I work as an outsourced IT contractor in the Atlanta area, and a large number of my clients are hospitals, clinics, doctors' offices, and so forth. The main reasons I see for them not wanting to adopt increased IT infrastructure to enhance record-keeping abilities are:
1) Budget. Health care has been one of the most resilient industries in the current recession, but no one can afford to not watch their spending these days.
2) Reliability. It doesn't work 100% of the time. It might, if you added enough redundancy, but then you're running into problem 1) again.
3) Politics. I don't know of a single hospital that doesn't have serious political infighting. This bleeds over into the budget issue again...who gets how much of the budget for what projects, who gets what access levels within the system, and so forth. IT tends to be looked on as an unwelcome but necessary expense, kind of like the power bill. If there isn't an obvious fire or immediate pressing need, getting funds for improving performance or reliability is very difficult. And if there *IS* an obvious fire or immediate pressing need, they're upset that you hadn't already prevented the problem with the budget you've had thus far. It's a catch 22.

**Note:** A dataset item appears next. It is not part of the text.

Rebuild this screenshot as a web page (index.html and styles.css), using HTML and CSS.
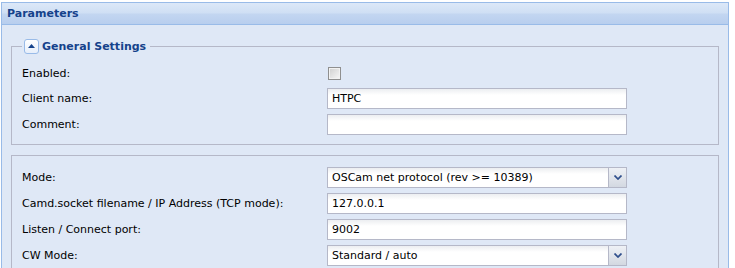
FILE: index.html
```html
<!DOCTYPE html>
<html lang="en">

<head>
    <meta charset="utf-8">
    <title>Parameters</title>
    <link rel="stylesheet" href="styles.css">
</head>

<body>

    <div class="panel">
        <div class="panel-header">Parameters</div>
        <div class="panel-body">

            <fieldset class="group">
                <legend>
                    <span class="toggle">
                        <svg width="7" height="4" viewBox="0 0 7 4"><path d="M0 4 L3.5 0 L7 4 Z" fill="#15428b"/></svg>
                    </span>
                    <span class="legend-text">General Settings</span>
                </legend>

                <div class="row row-check">
                    <label>Enabled:</label>
                    <input type="checkbox" class="check">
                </div>
                <div class="row">
                    <label>Client name:</label>
                    <input type="text" class="field" value="HTPC">
                </div>
                <div class="row">
                    <label>Comment:</label>
                    <input type="text" class="field" value="">
                </div>
            </fieldset>

            <fieldset class="group group-plain">
                <div class="row">
                    <label>Mode:</label>
                    <div class="combo">
                        <input type="text" class="combo-text" value="OSCam net protocol (rev &gt;= 10389)" readonly>
                        <span class="trigger">
                            <svg width="8" height="5" viewBox="0 0 8 5"><path d="M0.5 0.5 L4 4 L7.5 0.5" fill="none" stroke="#2f4f8c" stroke-width="1.7"/></svg>
                        </span>
                    </div>
                </div>
                <div class="row">
                    <label>Camd.socket filename / IP Address (TCP mode):</label>
                    <input type="text" class="field" value="127.0.0.1">
                </div>
                <div class="row">
                    <label>Listen / Connect port:</label>
                    <input type="text" class="field" value="9002">
                </div>
                <div class="row">
                    <label>CW Mode:</label>
                    <div class="combo">
                        <input type="text" class="combo-text" value="Standard / auto" readonly>
                        <span class="trigger">
                            <svg width="8" height="5" viewBox="0 0 8 5"><path d="M0.5 0.5 L4 4 L7.5 0.5" fill="none" stroke="#2f4f8c" stroke-width="1.7"/></svg>
                        </span>
                    </div>
                </div>
            </fieldset>

        </div>
    </div>

</body>

</html>
```

FILE: styles.css
```css
body {
    margin: 0;
    background: #fff;
    font-family: "DejaVu Sans", Tahoma, sans-serif;
    font-size: 11px;
    color: #000;
    overflow: hidden;
}

.panel {
    margin: 2px 6px 0 1px;
    border: 1px solid #99bbe8;
    border-bottom: none;
    height: 300px;
    background: #dfe8f6;
}

.panel-header {
    height: 21px;
    line-height: 21px;
    padding-left: 5px;
    border-bottom: 1px solid #99bbe8;
    background: linear-gradient(#dce8f8 0%, #cfdff4 48%, #c3d6f1 52%, #b8ceee 100%);
    color: #15428b;
    font-weight: bold;
}

.panel-body {
    padding: 13px 9px 0 9px;
}

.group {
    margin: 0;
    padding: 9px 10px 5px 10px;
    border: 1px solid #b5b8c8;
}

.group-plain {
    margin-top: 10px;
    padding-top: 10px;
}

legend {
    padding: 0 4px 0 2px;
    height: 16px;
    display: flex;
    align-items: center;
}

.toggle {
    box-sizing: border-box;
    width: 15px;
    height: 15px;
    margin-right: 3px;
    border: 1px solid #99bbe8;
    border-radius: 3px;
    background: linear-gradient(#ffffff, #e6eefa);
    display: flex;
    align-items: center;
    justify-content: center;
}

.legend-text {
    color: #15428b;
    font-weight: bold;
}

.row {
    display: flex;
    align-items: center;
    height: 22px;
    margin-bottom: 4px;
}

.row-check {
    height: 20px;
}

.row label {
    width: 305px;
}

.check {
    appearance: none;
    box-sizing: border-box;
    width: 13px;
    height: 13px;
    margin: 0 0 0 1px;
    border: 1px solid #8f8f8f;
    box-shadow: inset 0 0 0 1px #f2f2f2;
    background: linear-gradient(135deg, #cfcfcf, #f8f8f8);
}

.field,
.combo {
    box-sizing: border-box;
    width: 300px;
    height: 21px;
    border: 1px solid #b5b8c8;
    background: linear-gradient(#eceef1, #ffffff 6px);
}

.field {
    padding: 0 4px;
    font: inherit;
    color: #000;
    outline: none;
}

.combo {
    display: flex;
}

.combo-text {
    flex: 1;
    min-width: 0;
    border: none;
    padding: 0 4px;
    background: transparent;
    font: inherit;
    color: #000;
    outline: none;
}

.trigger {
    width: 17px;
    border-left: 1px solid #b5b8c8;
    background: linear-gradient(#eef1f6, #d3d8e1);
    display: flex;
    align-items: center;
    justify-content: center;
}
```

I see these as being problems with getting all sorts of industries to incorporate better IT... the medical field is just a big obvious one right now with all the efforts to improve compliance with standards, and the efforts to control the rising costs. The answer I wish I could give to ALL of them is simply: "shit breaks. pay the cost of having it break less, or deal with it breaking. but it will always break. having a plan B is always going to be a good idea."